RG-Rhodin Sep 7th 2009 10:18AM
er meant to say "COULDN"T take down" in 2nd paragraph
Matt Sep 6th 2009 7:52PM
Christian, I want to thank you ONCE again for writing probably one of the best articles on this site. I rarely comment, but have special reason to today.
I'm about 1.5 levels away from dinging 80 on my mage (my main, you'd certainly consider me an on again/off again casual). I was just beginning to think (read: past day or two) of how I wanted to progress past 80. Do I PvP (not really my thing)? Heroics? Find a raiding guild on my server? How. My first thought was going to be to write into WoW.com, my long time source for all things WoW related and suggest a post just like this.

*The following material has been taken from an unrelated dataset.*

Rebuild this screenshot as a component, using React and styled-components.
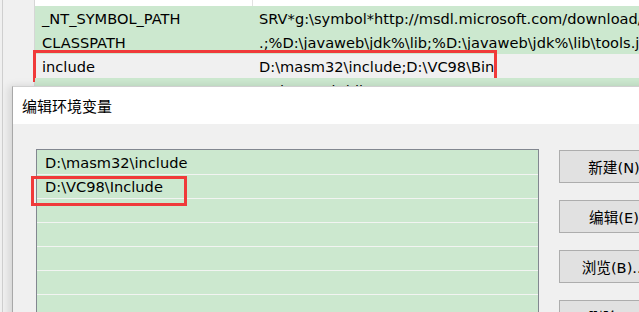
import styled, { createGlobalStyle } from 'styled-components'

const GlobalStyle = createGlobalStyle`
  html, body {
    margin: 0;
    padding: 0;
    background: #f0f0f0;
    overflow: hidden;
  }
  body {
    font-family: "DejaVu Sans", "Noto Sans CJK SC", sans-serif;
    font-size: 14.6px;
    color: #000;
  }
`

const Desktop = styled.div`
  position: relative;
  width: 639px;
  height: 312px;
  overflow: hidden;
  background: #f0f0f0;
`

const EnvWindow = styled.div`
  display: flex;
  height: 100%;
`

const SideStrip = styled.div`
  width: 35px;
  flex: none;
  background: #f0f0f0;
  border-right: 1px solid #d6d6d6;
  box-sizing: border-box;
  position: relative;
  &::before {
    content: '';
    position: absolute;
    left: 2px;
    top: 0;
    bottom: 0;
    width: 1px;
    background: #cfcfcf;
  }
`

const VarTable = styled.div`
  flex: 1;
  display: flex;
  flex-direction: column;
  min-width: 0;
`

const HeaderGap = styled.div`
  height: 6px;
  display: flex;
  background: #fff;
  & > div:first-child {
    width: 217px;
    border-right: 1px solid #e2e2e2;
  }
`

const VarRow = styled.div`
  position: relative;
  display: flex;
  height: 24px;
  line-height: 25px;
  background: ${(p) => (p.$selected ? '#f0f0f0' : '#cce8cf')};
  white-space: nowrap;
`

const NameCell = styled.div`
  width: 210px;
  flex: none;
  padding-left: 7px;
`

const ValueCell = styled.div`
  padding-left: 7px;
  overflow: hidden;
`

const Mark = styled.div`
  position: absolute;
  left: ${(p) => p.$left}px;
  top: ${(p) => p.$top}px;
  width: ${(p) => p.$width}px;
  height: ${(p) => p.$height}px;
  border: 3px solid #f03a3a;
  box-sizing: border-box;
  pointer-events: none;
`

const Dialog = styled.div`
  position: absolute;
  left: 12px;
  top: 86px;
  width: 700px;
  height: 320px;
  background: #f0f0f0;
  border: 1px solid #a8a8a8;
  border-top-color: #d0d0d0;
  box-shadow: -3px 0 8px rgba(0, 0, 0, 0.12);
  display: flex;
  flex-direction: column;
`

const TitleBar = styled.div`
  height: 37px;
  background: #fff;
  display: flex;
  align-items: center;
  padding-left: 9px;
  font-family: "Noto Sans CJK SC", sans-serif;
  font-size: 15px;
`

const DialogBody = styled.div`
  display: flex;
  gap: 20px;
  padding: 25px 0 0 23px;
`

const PathList = styled.div`
  width: 501px;
  height: 200px;
  border: 1px solid #828790;
  background: #cce8cf;
  padding-top: 1px;
  display: flex;
  flex-direction: column;
`

const PathRow = styled.div`
  position: relative;
  height: 24px;
  line-height: 24px;
  padding-left: 8px;
  border-bottom: 1px solid #f2f4f2;
  box-sizing: border-box;
  flex: none;
  white-space: nowrap;
`

const ButtonColumn = styled.div`
  display: flex;
  flex-direction: column;
  gap: 17px;
  padding-top: 1px;
`

const ActionButton = styled.div`
  width: 110px;
  height: 33px;
  box-sizing: border-box;
  background: #e1e1e1;
  border: 1px solid #adadad;
  display: flex;
  align-items: center;
  justify-content: center;
  white-space: nowrap;
`

const vars = [
  { name: '_NT_SYMBOL_PATH', value: 'SRV*g:\\symbol*http://msdl.microsoft.com/download/symbols' },
  { name: 'CLASSPATH', value: '.;%D:\\javaweb\\jdk%\\lib;%D:\\javaweb\\jdk%\\lib\\tools.jar' },
  { name: 'include', value: 'D:\\masm32\\include;D:\\VC98\\Bin', selected: true },
  { name: 'JAVA_HOME', value: 'D:\\javaweb\\jdk' },
  { name: 'lib', value: 'D:\\masm32\\lib' },
]

const paths = ['D:\\masm32\\include', 'D:\\VC98\\Include', '', '', '', '', '', '']

const buttons = ['新建(N)', '编辑(E)', '浏览(B)...', '删除(D)']

const App = () => {
  return (
    <Desktop>
      <GlobalStyle />
      <EnvWindow>
        <SideStrip />
        <VarTable>
          <HeaderGap>
            <div />
          </HeaderGap>
          {vars.map((v) => (
            <VarRow key={v.name} $selected={v.selected}>
              <NameCell>{v.name}</NameCell>
              <ValueCell>{v.value}</ValueCell>
              {v.selected && <Mark $left={-2} $top={-4} $width={464} $height={32} />}
            </VarRow>
          ))}
        </VarTable>
      </EnvWindow>
      <Dialog>
        <TitleBar>编辑环境变量</TitleBar>
        <DialogBody>
          <PathList>
            {paths.map((p, i) => (
              <PathRow key={i}>
                {p}
                {i === 1 && <Mark $left={-6} $top={1} $width={156} $height={30} />}
              </PathRow>
            ))}
          </PathList>
          <ButtonColumn>
            {buttons.map((b) => (
              <ActionButton key={b}>{b}</ActionButton>
            ))}
          </ButtonColumn>
        </DialogBody>
      </Dialog>
    </Desktop>
  )
}

export default App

You read my mind! Thank you again and can't wait until next weeks article to hit - right about the time I'll ding over to that magical number.
Cliff Sep 10th 2009 1:31PM
I'll second that. I don't play a mage but Arcane Brilliance is one of the most enjoyable columns on this site. Timely info, delivered with some humor and thought. Great read.
Chase Sep 6th 2009 10:28PM
Please for the love of all that is powerful write the Hunter column too.
Back on point, Great job Mr. Belt. Excellent guide for gearing mage's. Love the soapbox tangent too.
Torumin Sep 6th 2009 10:40PM
Dear Mr. Belt,
I love you.
Sincerely,
A Mage
tim Sep 6th 2009 10:55PM
Very nicely done.
You guys need to do this for ALL the classes... please?